Restate the whole of the material. Keep every word, and drop the pictures.

+===+

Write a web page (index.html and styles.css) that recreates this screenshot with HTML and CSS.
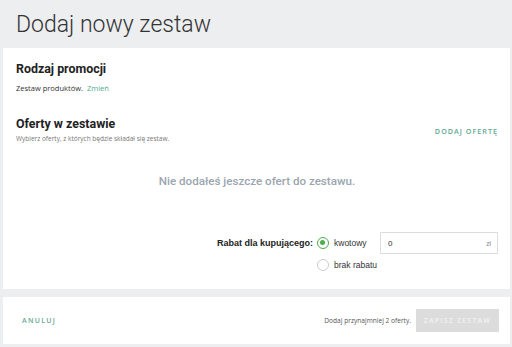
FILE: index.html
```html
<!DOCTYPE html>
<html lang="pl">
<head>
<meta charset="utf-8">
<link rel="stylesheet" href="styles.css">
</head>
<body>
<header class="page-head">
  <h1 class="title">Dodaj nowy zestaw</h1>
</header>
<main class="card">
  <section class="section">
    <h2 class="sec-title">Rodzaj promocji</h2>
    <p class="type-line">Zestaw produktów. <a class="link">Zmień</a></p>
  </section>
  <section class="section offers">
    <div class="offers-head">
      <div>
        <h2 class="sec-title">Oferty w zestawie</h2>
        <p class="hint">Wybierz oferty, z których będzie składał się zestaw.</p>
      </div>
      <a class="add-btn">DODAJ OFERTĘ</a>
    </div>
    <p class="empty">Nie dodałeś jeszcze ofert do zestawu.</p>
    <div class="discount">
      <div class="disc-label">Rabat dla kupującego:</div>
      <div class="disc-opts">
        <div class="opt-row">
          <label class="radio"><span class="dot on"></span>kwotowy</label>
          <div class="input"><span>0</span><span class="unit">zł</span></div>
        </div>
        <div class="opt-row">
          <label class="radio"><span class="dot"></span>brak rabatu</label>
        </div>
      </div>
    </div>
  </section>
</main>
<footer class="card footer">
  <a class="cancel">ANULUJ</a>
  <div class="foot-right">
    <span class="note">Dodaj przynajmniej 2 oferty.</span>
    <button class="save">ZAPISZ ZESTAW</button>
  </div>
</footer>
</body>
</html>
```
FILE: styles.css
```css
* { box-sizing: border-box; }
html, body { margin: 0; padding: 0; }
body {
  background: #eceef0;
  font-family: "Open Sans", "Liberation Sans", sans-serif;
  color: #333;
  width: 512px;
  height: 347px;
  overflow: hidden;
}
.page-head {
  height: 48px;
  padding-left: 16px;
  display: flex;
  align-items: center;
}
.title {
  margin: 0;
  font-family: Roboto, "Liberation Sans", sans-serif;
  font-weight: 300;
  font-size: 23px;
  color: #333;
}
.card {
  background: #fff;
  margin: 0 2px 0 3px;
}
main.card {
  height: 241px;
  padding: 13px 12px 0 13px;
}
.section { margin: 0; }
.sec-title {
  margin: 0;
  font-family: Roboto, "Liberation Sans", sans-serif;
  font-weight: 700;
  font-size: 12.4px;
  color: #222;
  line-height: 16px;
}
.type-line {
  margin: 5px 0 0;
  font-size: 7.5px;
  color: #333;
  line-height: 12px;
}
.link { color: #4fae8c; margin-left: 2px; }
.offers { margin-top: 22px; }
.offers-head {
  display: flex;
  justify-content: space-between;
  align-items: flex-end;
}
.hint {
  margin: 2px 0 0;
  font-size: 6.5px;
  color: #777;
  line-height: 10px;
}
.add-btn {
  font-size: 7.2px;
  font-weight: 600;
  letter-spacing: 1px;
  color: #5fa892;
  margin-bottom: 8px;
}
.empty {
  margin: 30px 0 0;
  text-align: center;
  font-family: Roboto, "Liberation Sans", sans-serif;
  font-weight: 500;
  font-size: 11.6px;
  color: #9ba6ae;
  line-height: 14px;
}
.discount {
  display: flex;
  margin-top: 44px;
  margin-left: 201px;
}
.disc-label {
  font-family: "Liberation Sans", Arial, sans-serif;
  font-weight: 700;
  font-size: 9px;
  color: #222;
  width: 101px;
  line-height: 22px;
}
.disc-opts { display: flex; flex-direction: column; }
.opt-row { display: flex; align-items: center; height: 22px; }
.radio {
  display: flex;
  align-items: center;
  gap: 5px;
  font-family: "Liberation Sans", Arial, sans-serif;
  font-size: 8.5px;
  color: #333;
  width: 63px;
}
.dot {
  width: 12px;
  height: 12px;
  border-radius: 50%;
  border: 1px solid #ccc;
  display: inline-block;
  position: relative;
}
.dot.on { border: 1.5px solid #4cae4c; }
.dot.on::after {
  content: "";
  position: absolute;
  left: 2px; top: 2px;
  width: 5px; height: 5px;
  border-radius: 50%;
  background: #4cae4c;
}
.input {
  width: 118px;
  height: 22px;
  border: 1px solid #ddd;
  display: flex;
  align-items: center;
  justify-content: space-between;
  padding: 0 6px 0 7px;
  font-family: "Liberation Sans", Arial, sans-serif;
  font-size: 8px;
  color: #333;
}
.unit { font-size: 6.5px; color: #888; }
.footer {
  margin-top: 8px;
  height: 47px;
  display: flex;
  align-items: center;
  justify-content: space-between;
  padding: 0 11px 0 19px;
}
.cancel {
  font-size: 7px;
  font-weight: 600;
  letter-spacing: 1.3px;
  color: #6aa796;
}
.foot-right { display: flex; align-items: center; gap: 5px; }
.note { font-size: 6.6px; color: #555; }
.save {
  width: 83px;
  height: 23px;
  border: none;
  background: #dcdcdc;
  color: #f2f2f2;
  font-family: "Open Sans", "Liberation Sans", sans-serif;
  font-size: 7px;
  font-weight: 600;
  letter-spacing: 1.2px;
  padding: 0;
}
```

+===+

▶ Correct output
Write a web page (index.html and styles.css) that recreates this screenshot with HTML and CSS.
FILE: index.html
```html
<!DOCTYPE html>
<html lang="pl">
<head>
<meta charset="utf-8">
<link rel="stylesheet" href="styles.css">
</head>
<body>
<header class="page-head">
  <h1 class="title">Dodaj nowy zestaw</h1>
</header>
<main class="card">
  <section class="section">
    <h2 class="sec-title">Rodzaj promocji</h2>
    <p class="type-line">Zestaw produktów. <a class="link">Zmień</a></p>
  </section>
  <section class="section offers">
    <div class="offers-head">
      <div>
        <h2 class="sec-title">Oferty w zestawie</h2>
        <p class="hint">Wybierz oferty, z których będzie składał się zestaw.</p>
      </div>
      <a class="add-btn">DODAJ OFERTĘ</a>
    </div>
    <p class="empty">Nie dodałeś jeszcze ofert do zestawu.</p>
    <div class="discount">
      <div class="disc-label">Rabat dla kupującego:</div>
      <div class="disc-opts">
        <div class="opt-row">
          <label class="radio"><span class="dot on"></span>kwotowy</label>
          <div class="input"><span>0</span><span class="unit">zł</span></div>
        </div>
        <div class="opt-row">
          <label class="radio"><span class="dot"></span>brak rabatu</label>
        </div>
      </div>
    </div>
  </section>
</main>
<footer class="card footer">
  <a class="cancel">ANULUJ</a>
  <div class="foot-right">
    <span class="note">Dodaj przynajmniej 2 oferty.</span>
    <button class="save">ZAPISZ ZESTAW</button>
  </div>
</footer>
</body>
</html>
```
FILE: styles.css
```css
* { box-sizing: border-box; }
html, body { margin: 0; padding: 0; }
body {
  background: #eceef0;
  font-family: "Open Sans", "Liberation Sans", sans-serif;
  color: #333;
  width: 512px;
  height: 347px;
  overflow: hidden;
}
.page-head {
  height: 48px;
  padding-left: 16px;
  display: flex;
  align-items: center;
}
.title {
  margin: 0;
  font-family: Roboto, "Liberation Sans", sans-serif;
  font-weight: 300;
  font-size: 23px;
  color: #333;
}
.card {
  background: #fff;
  margin: 0 2px 0 3px;
}
main.card {
  height: 241px;
  padding: 13px 12px 0 13px;
}
.section { margin: 0; }
.sec-title {
  margin: 0;
  font-family: Roboto, "Liberation Sans", sans-serif;
  font-weight: 700;
  font-size: 12.4px;
  color: #222;
  line-height: 16px;
}
.type-line {
  margin: 5px 0 0;
  font-size: 7.5px;
  color: #333;
  line-height: 12px;
}
.link { color: #4fae8c; margin-left: 2px; }
.offers { margin-top: 22px; }
.offers-head {
  display: flex;
  justify-content: space-between;
  align-items: flex-end;
}
.hint {
  margin: 2px 0 0;
  font-size: 6.5px;
  color: #777;
  line-height: 10px;
}
.add-btn {
  font-size: 7.2px;
  font-weight: 600;
  letter-spacing: 1px;
  color: #5fa892;
  margin-bottom: 8px;
}
.empty {
  margin: 30px 0 0;
  text-align: center;
  font-family: Roboto, "Liberation Sans", sans-serif;
  font-weight: 500;
  font-size: 11.6px;
  color: #9ba6ae;
  line-height: 14px;
}
.discount {
  display: flex;
  margin-top: 44px;
  margin-left: 201px;
}
.disc-label {
  font-family: "Liberation Sans", Arial, sans-serif;
  font-weight: 700;
  font-size: 9px;
  color: #222;
  width: 101px;
  line-height: 22px;
}
.disc-opts { display: flex; flex-direction: column; }
.opt-row { display: flex; align-items: center; height: 22px; }
.radio {
  display: flex;
  align-items: center;
  gap: 5px;
  font-family: "Liberation Sans", Arial, sans-serif;
  font-size: 8.5px;
  color: #333;
  width: 63px;
}
.dot {
  width: 12px;
  height: 12px;
  border-radius: 50%;
  border: 1px solid #ccc;
  display: inline-block;
  position: relative;
}
.dot.on { border: 1.5px solid #4cae4c; }
.dot.on::after {
  content: "";
  position: absolute;
  left: 2px; top: 2px;
  width: 5px; height: 5px;
  border-radius: 50%;
  background: #4cae4c;
}
.input {
  width: 118px;
  height: 22px;
  border: 1px solid #ddd;
  display: flex;
  align-items: center;
  justify-content: space-between;
  padding: 0 6px 0 7px;
  font-family: "Liberation Sans", Arial, sans-serif;
  font-size: 8px;
  color: #333;
}
.unit { font-size: 6.5px; color: #888; }
.footer {
  margin-top: 8px;
  height: 47px;
  display: flex;
  align-items: center;
  justify-content: space-between;
  padding: 0 11px 0 19px;
}
.cancel {
  font-size: 7px;
  font-weight: 600;
  letter-spacing: 1.3px;
  color: #6aa796;
}
.foot-right { display: flex; align-items: center; gap: 5px; }
.note { font-size: 6.6px; color: #555; }
.save {
  width: 83px;
  height: 23px;
  border: none;
  background: #dcdcdc;
  color: #f2f2f2;
  font-family: "Open Sans", "Liberation Sans", sans-serif;
  font-size: 7px;
  font-weight: 600;
  letter-spacing: 1.2px;
  padding: 0;
}
```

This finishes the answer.